Лена с Артемом поженились молодыми совсем. Так влюбились друг в друга – ни дня не могли врозь прожить. Как встретились на первом курсе института, так и не оторвались больше друг от друга. А на втором курсе Лена Максимку уже родила. Из общаги их выгнали тогда, конечно, с тех пор по съемным углам и скитались. И все равно жили дружно и весело, и по–прежнему любили друг друга, и не боялись ничего – даже Дашку после диплома еще себе родили. Трудно было, конечно, но трудности эти по влюбленной молодости вовсе были и не трудностями, а будто приключением каким, которое надо весело пережить–преодолеть, чтоб потом право иметь говорить – это, мол, были лучшие наши годы… Даже съемные квартиры им раем казались, как–то и не замечалось их неприютной убогости. Да и не избалованы они были особым комфортом - оба из дальних, забытых богом селений в этот большой город приехали. Хотя и не были они так уж совсем легкомысленны, и о жилье собственном подумывали, конечно же. И денег помаленьку откладывали, и планы на будущие заработки строили. Город такой большой – работа всегда найдется. А квартиру можно и в кредит купить. И родители начали им денег на первый взнос собирать, и бабушка Ленина ей в родном городке квартиру свою завещала. В общем, все так, как обычно было. Все так, как у всех. С маленькими, но все же перспективами. Шла себе жизнь и шла шаг за шагом трудно и счастливо, и ничего, так сказать, не предвещало…
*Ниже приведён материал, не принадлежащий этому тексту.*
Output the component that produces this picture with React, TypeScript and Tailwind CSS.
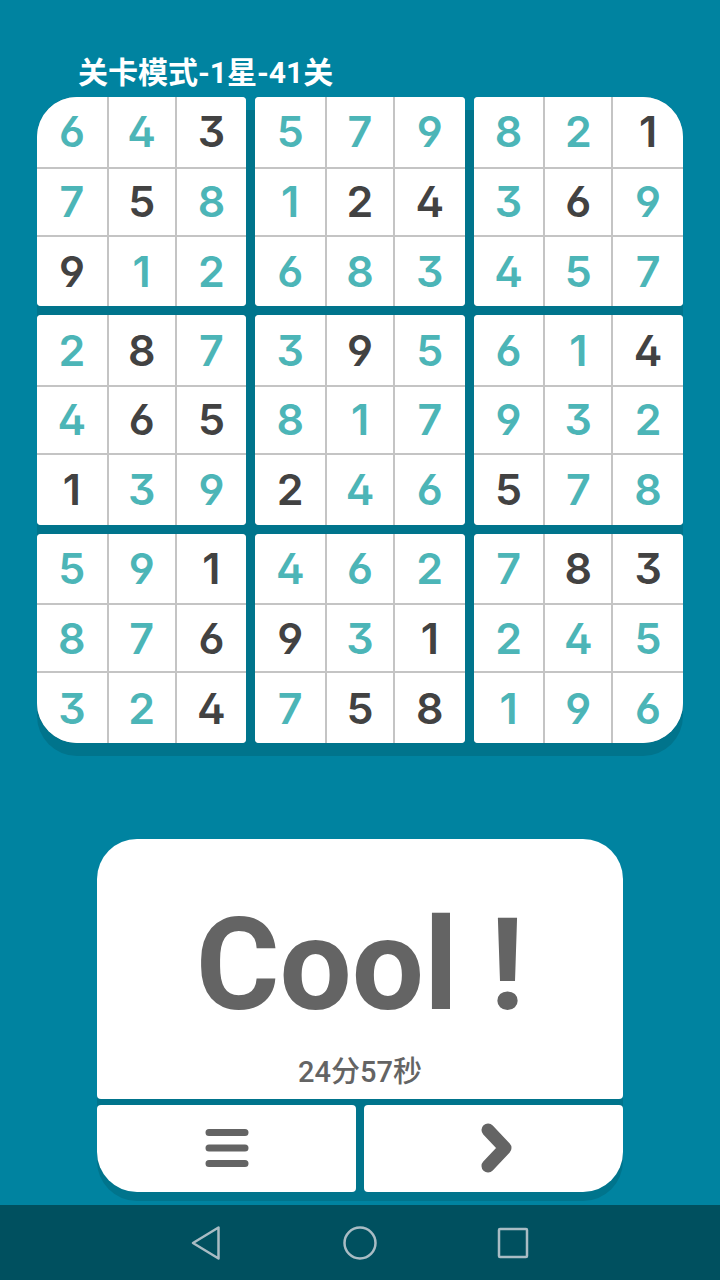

А потом Артем себе новую работу не нашел. Ту самую, перспективную и денежную, которая в их стратегические планы как раз и вписывалась. Лена так за него радовалась – и зарплата на новом месте приличная, и для хорошей карьеры возможности имеются, и у директора он на хорошем счету… На очень, очень хорошем…

А потом ей отчего–то вдруг беспокойно стало. Она и сама не заметила, как ушла легкомысленная влюбленная веселость из их жизни, как быстро, буквально на глазах поменялся Артем, как начал он странно и некрасиво пыжиться, возвращаясь домой из благополучного офиса, как вдруг, откуда ни возьмись, начала проглядывать спесь на его простом и милом, таком родном лице. Видела она все, только сказать боялась. Каждый день собиралась и собиралась этот разговор начать, тогда еще можно было с ним об этом поговорить…

А потом уже поздно стало. Потом Артемкин директор взял их "в семью", вместе с женой своей Жанной Аркадьевной удочерил–усыновил–увнучил. И своей, собственной семьи у них не стало – все было подчинено графику чужой жизни, ни минутки не продыхнуть. Как это все так быстро произошло – Лена и оглянуться не успела. Молниеносно просто.